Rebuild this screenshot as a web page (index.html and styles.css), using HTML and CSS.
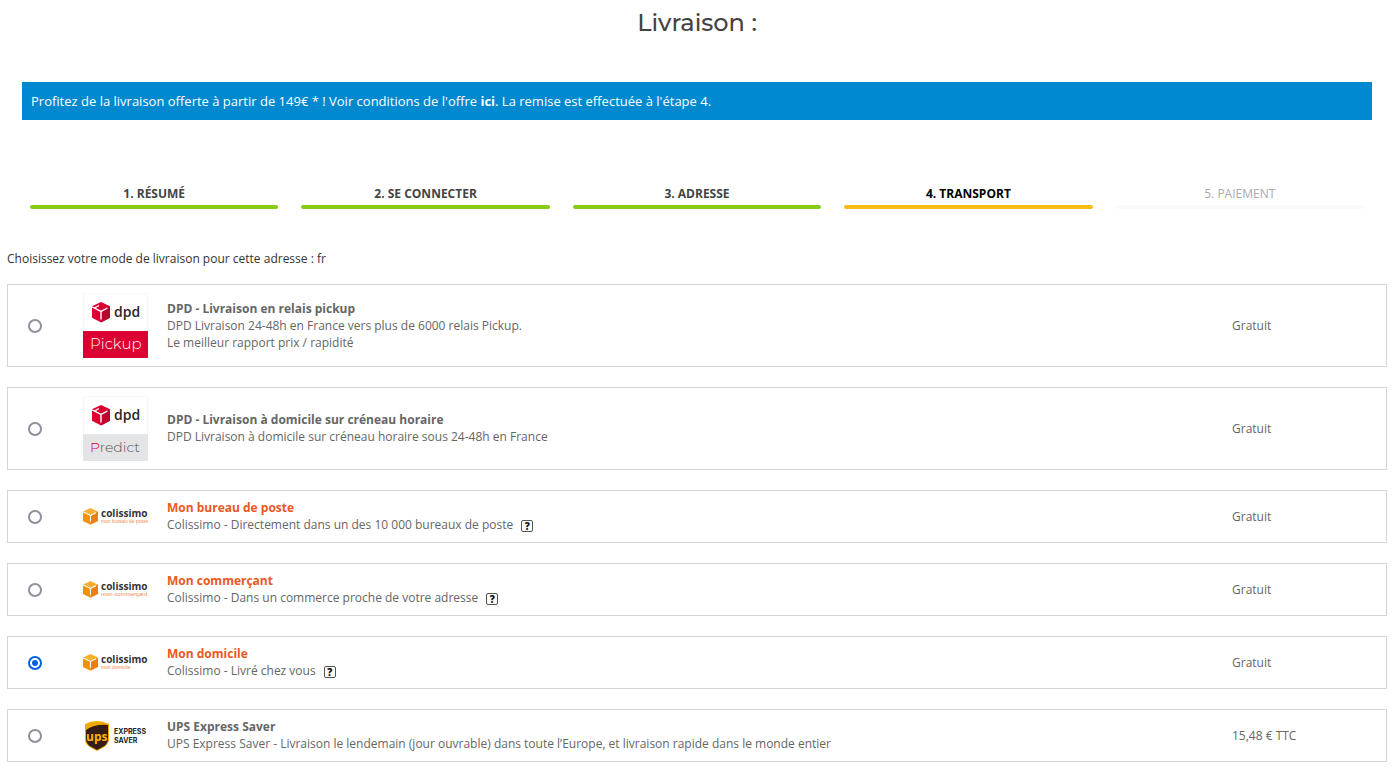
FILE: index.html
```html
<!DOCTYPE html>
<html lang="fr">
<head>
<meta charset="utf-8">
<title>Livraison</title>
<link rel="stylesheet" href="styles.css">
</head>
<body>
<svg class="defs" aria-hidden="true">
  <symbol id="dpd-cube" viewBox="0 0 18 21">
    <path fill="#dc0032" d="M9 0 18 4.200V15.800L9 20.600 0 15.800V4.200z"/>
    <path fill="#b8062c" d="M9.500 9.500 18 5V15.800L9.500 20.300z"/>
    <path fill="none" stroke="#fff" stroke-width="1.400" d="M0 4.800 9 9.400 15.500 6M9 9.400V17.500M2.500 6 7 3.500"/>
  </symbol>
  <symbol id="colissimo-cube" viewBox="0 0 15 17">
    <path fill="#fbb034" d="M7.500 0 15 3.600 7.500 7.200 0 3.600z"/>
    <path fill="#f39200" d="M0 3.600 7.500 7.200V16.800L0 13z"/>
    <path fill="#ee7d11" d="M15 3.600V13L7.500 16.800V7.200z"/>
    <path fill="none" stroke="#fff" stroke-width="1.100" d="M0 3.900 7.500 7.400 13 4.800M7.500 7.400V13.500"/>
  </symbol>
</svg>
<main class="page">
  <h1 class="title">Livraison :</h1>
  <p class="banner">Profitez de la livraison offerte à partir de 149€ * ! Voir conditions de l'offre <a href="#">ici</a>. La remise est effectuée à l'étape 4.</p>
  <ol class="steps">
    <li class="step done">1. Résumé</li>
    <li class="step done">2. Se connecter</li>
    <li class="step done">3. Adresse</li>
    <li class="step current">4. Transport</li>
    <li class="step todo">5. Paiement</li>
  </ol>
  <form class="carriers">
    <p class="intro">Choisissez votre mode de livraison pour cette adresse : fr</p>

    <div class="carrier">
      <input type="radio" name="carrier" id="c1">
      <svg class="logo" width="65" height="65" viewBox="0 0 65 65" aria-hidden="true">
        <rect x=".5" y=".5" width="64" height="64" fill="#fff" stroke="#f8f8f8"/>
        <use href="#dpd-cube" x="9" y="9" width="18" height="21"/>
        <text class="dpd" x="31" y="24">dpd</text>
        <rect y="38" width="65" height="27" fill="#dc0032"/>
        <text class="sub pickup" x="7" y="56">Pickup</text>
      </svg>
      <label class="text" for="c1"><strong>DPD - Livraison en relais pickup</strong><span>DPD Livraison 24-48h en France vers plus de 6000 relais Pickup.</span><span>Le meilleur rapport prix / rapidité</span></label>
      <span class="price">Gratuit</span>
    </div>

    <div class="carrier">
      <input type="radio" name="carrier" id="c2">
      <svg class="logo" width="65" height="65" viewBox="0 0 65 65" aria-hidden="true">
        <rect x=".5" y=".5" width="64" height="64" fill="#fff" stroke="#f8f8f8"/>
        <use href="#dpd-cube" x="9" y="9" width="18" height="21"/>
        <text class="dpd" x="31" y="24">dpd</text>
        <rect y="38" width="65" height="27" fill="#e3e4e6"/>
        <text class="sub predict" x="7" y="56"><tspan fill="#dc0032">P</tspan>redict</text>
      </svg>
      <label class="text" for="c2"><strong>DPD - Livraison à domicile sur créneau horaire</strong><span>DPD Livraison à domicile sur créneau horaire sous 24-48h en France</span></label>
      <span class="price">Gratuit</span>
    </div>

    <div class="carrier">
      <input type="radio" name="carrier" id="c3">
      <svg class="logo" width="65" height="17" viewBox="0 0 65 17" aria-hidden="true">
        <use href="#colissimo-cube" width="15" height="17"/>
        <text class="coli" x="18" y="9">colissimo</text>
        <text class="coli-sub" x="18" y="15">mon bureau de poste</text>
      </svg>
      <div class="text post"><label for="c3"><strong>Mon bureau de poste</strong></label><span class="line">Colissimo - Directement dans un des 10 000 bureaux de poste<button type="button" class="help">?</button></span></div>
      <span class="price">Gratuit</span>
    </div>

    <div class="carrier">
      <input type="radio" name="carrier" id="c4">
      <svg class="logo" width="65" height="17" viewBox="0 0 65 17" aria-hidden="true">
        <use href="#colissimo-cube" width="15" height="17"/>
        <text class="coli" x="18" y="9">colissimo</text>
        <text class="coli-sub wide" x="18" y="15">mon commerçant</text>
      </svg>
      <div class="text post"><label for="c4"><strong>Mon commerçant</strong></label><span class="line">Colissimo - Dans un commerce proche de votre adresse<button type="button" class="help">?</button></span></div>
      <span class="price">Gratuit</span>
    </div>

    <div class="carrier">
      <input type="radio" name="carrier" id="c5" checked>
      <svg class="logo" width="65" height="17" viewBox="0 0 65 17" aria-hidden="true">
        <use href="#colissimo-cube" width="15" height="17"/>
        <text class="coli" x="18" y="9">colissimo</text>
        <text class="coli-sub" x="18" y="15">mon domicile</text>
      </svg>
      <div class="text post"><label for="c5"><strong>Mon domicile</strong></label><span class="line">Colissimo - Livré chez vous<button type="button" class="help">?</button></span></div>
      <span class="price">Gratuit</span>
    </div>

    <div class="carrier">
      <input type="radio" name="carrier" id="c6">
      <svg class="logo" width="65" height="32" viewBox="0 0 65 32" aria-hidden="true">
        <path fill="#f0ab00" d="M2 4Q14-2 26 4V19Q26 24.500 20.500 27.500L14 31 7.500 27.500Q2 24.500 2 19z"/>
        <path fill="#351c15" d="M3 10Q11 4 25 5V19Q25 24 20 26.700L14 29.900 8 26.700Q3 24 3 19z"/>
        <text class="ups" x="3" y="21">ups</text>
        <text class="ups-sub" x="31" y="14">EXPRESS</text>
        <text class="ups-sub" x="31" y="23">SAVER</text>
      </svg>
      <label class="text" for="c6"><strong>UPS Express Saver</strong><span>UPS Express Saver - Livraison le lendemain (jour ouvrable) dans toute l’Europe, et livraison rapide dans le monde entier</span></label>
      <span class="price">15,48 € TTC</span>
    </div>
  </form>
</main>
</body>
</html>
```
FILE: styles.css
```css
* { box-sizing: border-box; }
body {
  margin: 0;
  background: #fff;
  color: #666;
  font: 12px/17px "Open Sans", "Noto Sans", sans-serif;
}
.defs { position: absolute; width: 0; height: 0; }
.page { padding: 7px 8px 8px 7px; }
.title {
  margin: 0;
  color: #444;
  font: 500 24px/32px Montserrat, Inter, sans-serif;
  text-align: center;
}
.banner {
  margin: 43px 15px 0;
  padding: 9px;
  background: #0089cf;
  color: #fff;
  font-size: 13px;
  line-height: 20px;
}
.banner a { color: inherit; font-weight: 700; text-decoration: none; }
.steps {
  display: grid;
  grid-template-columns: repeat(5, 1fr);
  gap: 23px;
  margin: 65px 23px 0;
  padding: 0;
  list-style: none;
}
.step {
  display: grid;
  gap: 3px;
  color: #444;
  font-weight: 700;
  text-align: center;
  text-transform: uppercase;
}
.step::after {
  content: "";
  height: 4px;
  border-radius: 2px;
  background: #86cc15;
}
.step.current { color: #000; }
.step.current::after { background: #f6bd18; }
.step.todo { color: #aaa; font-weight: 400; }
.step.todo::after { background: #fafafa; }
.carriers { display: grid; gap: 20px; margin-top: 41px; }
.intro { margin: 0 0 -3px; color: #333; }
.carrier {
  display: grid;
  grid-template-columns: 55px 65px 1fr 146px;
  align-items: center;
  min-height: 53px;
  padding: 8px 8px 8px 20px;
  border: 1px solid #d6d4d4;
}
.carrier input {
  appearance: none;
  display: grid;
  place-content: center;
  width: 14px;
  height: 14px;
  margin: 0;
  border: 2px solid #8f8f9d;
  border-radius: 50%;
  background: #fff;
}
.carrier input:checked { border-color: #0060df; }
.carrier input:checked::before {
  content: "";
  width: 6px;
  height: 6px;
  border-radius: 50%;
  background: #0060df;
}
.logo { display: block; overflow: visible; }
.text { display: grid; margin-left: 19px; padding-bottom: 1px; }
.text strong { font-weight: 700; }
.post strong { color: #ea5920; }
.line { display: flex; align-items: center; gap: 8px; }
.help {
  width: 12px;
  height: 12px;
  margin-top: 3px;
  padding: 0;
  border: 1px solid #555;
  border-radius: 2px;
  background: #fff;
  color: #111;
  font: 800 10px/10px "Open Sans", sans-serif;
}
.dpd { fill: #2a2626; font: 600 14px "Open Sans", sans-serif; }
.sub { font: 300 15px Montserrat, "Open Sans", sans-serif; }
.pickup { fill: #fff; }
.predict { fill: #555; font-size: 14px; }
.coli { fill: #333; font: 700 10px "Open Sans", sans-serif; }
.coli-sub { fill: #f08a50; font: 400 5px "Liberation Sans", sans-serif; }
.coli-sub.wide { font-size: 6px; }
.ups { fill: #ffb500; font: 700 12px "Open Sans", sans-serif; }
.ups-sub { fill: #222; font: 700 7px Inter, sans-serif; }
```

What is asked: Go through the listing above and list every line that has the word "styles".

Solution for this task:
Rebuild this screenshot as a web page (index.html and styles.css), using HTML and CSS.
<link rel="stylesheet" href="styles.css">
FILE: styles.css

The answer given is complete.